Our projects
A Living Atlas of California’s Belowground Microbial Biodiversity
Soils are the most biodiverse habitats on Earth. A single gram of soil can contain up to 10,000 unique bacterial taxa. About 500 of these taxa are abundant and ubiquitous in soils globally. Only ~50% of the cosmopolitan soil bacteria have been studied in any detail. And extensive physiological and genomic data only exist for a few model soil organisms. In a project supported by the California Institute for Biodiversity, we’ll apply high throughput cultivation approaches to diverse soils collected in California. The goal of the project is to isolate new microbes from soils collected across California and preserve them in perpetuity, akin to a seed bank, for future utility in a changing world.
Systems biology of death cheating sediment microbes (Simons Foundation)
Microbes in sediments are key mediators of global nutrient cycles and long-term carbon sequestration. Yet, most of these microbes are not actively dividing due to the limited supply of energy-yielding growth substrates, such that in situ growth rates approach zero. These microbes cheat death by maintaining basal metabolic activity, but are confined to extremely slow growth states that are physiologically distinct from exponentially growing, dormant, or stationary-phase cells. In a key knowledge gap, there is a poor understanding of how active but slow growing subseafloor cells interact with neighboring microbes and their surrounding environment. In part, this knowledge gap persists because of the technical challenges associated with acquiring and studying samples from the deep biosphere, including the reproducible cultivation of deep biosphere microbes in the laboratory. In a project supported by the Simons Foundation, we apply a systems microbial ecology-based approach to advance our understanding of the types of ecological interactions in the deep biosphere and how they are regulated at low growth rates.
RNA STABILITY IN DESICCATED CELLS (National Science Foundation)
Dryland soils are home to complex microbiomes that mediate processes crucial to human and planetary health, including water sustainability, soil fertility, food security, biodiversity, and variability in atmospheric CO2 concentrations. Soil microbes persist in dry soil by entering desiccation-induced microbial dormancy. The mechanisms that influence the transitions to and from desiccation-induced dormancy are poorly understood. As part of an NSF CAREER award, this project investigates how different groups of bacteria tackle the problem of surviving desiccation with an emphasis on understanding the fate of intracellular RNA. The soil bacteria that will be investigated are abundant mediators of soil carbon cycling and agricultural health in drylands. Thus, studying the mechanisms of desiccation tolerance in soil bacteria can influence decisions about how to prevent or rehabilitate degraded dryland ecosystems. The project aims to attract, train, and retain undergraduates that are historically excluded in STEM fields as part of a larger vision to build a diverse American STEM workforce. The research aims will be conducted by students conducting authentic course-based research on drought—a topic of global and local importance. A mentorship training program will educate graduate students in effective mentorship and provide them with authentic mentorship experience.

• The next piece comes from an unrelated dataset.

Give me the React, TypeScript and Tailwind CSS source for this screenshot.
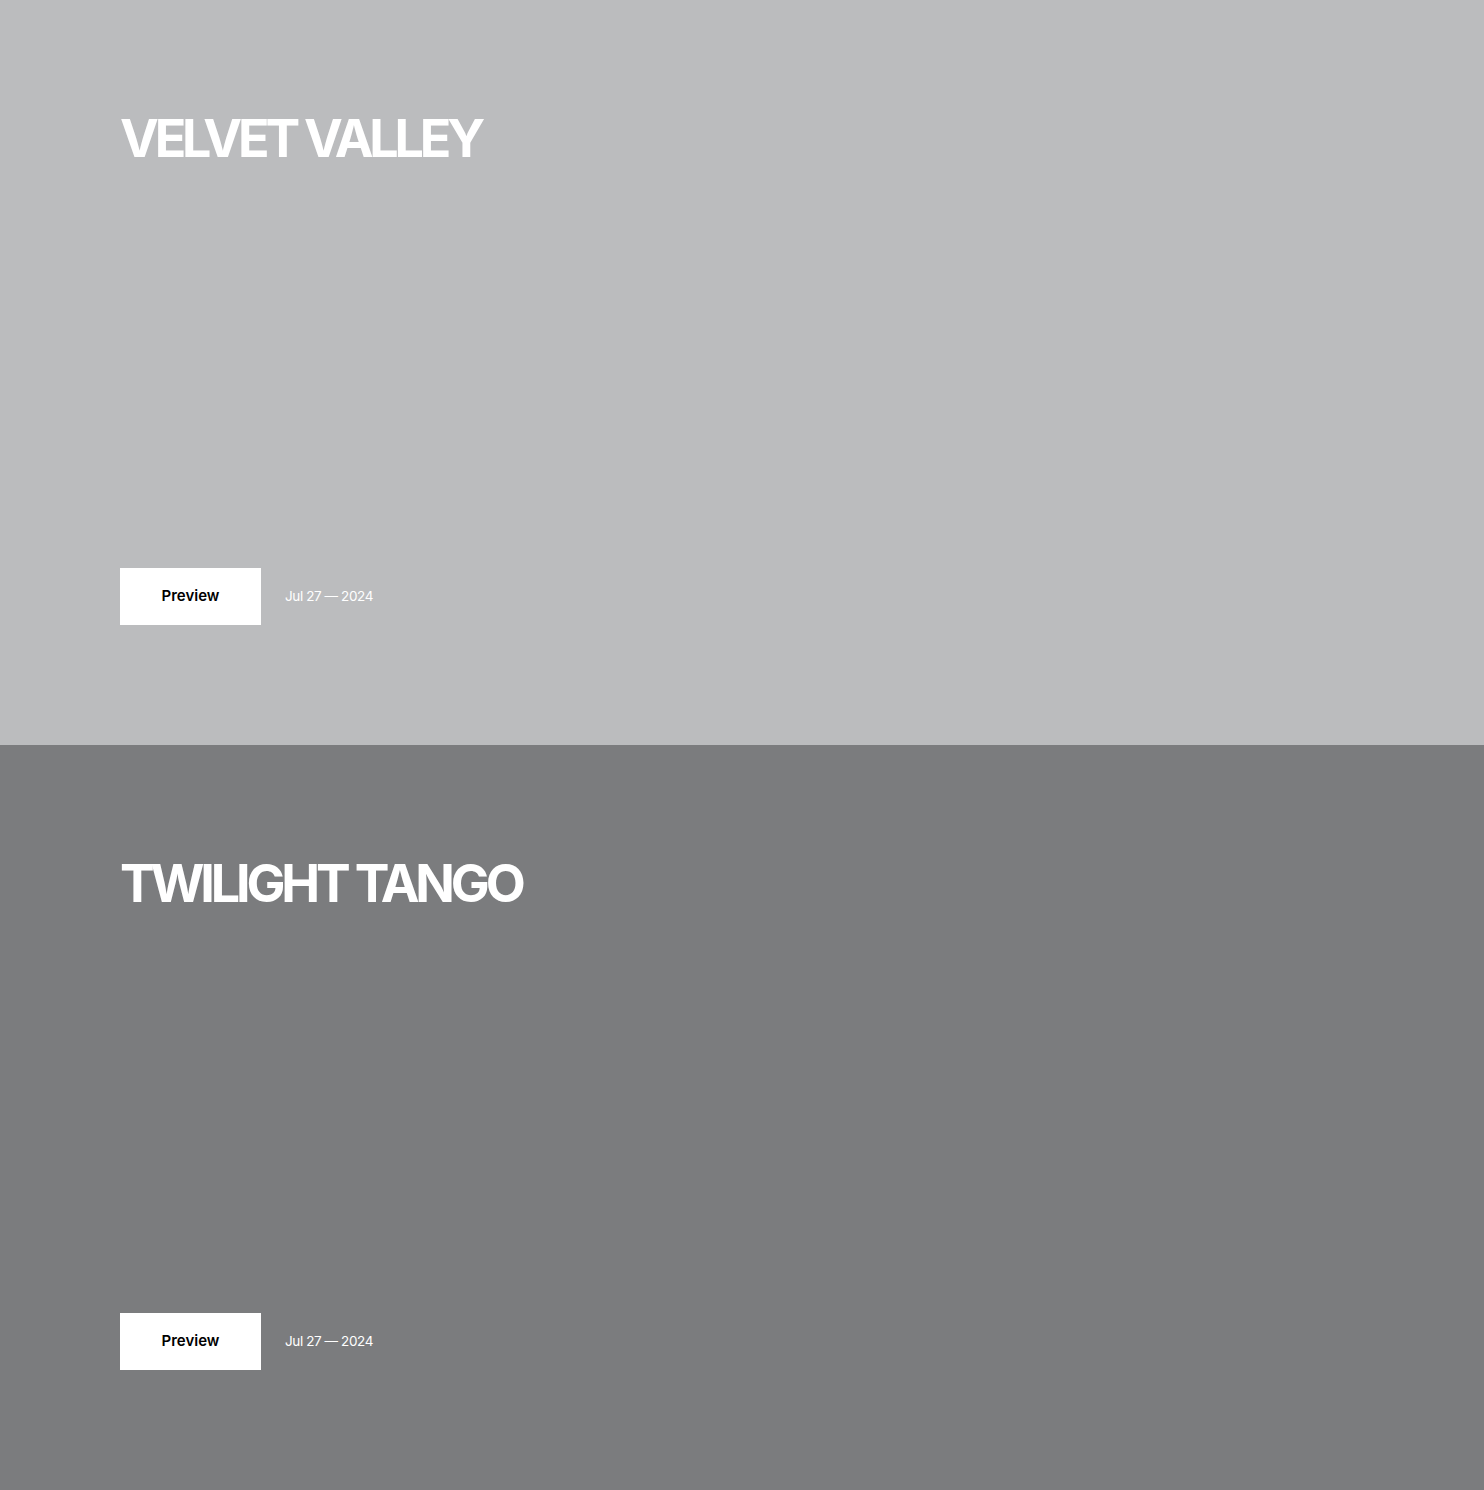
const projects = [
  { title: "VELVET VALLEY", date: "Jul 27 — 2024", bg: "bg-[#bbbcbe]" },
  { title: "TWILIGHT TANGO", date: "Jul 27 — 2024", bg: "bg-[#7b7c7e]" },
];

function ProjectPanel({
  title,
  date,
  bg,
}: {
  title: string;
  date: string;
  bg: string;
}) {
  return (
    <section
      className={`${bg} flex h-[745px] flex-col justify-between px-[120px] pb-[120px] pt-[113px]`}
    >
      <h2 className="text-[52px] font-bold leading-none tracking-[-0.08em] text-white">
        {title}
      </h2>
      <div className="flex items-center gap-6">
        <button className="h-[57px] w-[141px] bg-white text-[15px] font-semibold text-black">
          Preview
        </button>
        <span className="text-[13.5px] tracking-[-0.03em] text-white">
          {date}
        </span>
      </div>
    </section>
  );
}

export default function App() {
  return (
    <main className="font-['Inter',sans-serif]">
      {projects.map((p) => (
        <ProjectPanel key={p.title} title={p.title} date={p.date} bg={p.bg} />
      ))}
    </main>
  );
}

Microbial contributions to arsenic transformations in the gut (National Institute of EnvironMEtal Health ScienceS)
Gut microbial communities transform inorganic arsenic to a variety of organoarsenicals with varying toxicities. However, it is unclear whether these biotransformations are mediated by individual taxa, or are an emergent community-level property. As part of the NIEHS Superfund Research Program, we are using molecular data to inform function-based high throughput cultivation murine fecal communities to facilitate the design of synthetic microbial communities. We are investigating the capacity of these synthetic communities to biotransform arsenic both in culture and in germ-free mice.
“One world, many cultures”
Growth of the Arizona Culture Collection (AZCC)
Arizona Culture Collection (AZCC)
We love isolating new microbes in the laboratory! We initiated the AZCC in 2017. This collection is comprised of microbial cultures (currently comprised of Bacteria & Archaea) that we’ve isolated from sites around the world, with a central focus on the American West. Every culture we isolate is cryopreserved for potential future use. Such culture collections will almost certainly have utility in a changing world. When browsing NCBI, strains we isolate and identify are appended with an AZCC strain number. These strains are available upon request. When requesting, keep in mind that some isolates are difficult to culture so we reserve the right to limit the number of strains requested at once. Also, while we do our best to ensure viability after cryopreservation, not all strains ‘wake up’ after being frozen and we have limited amounts of each isolate.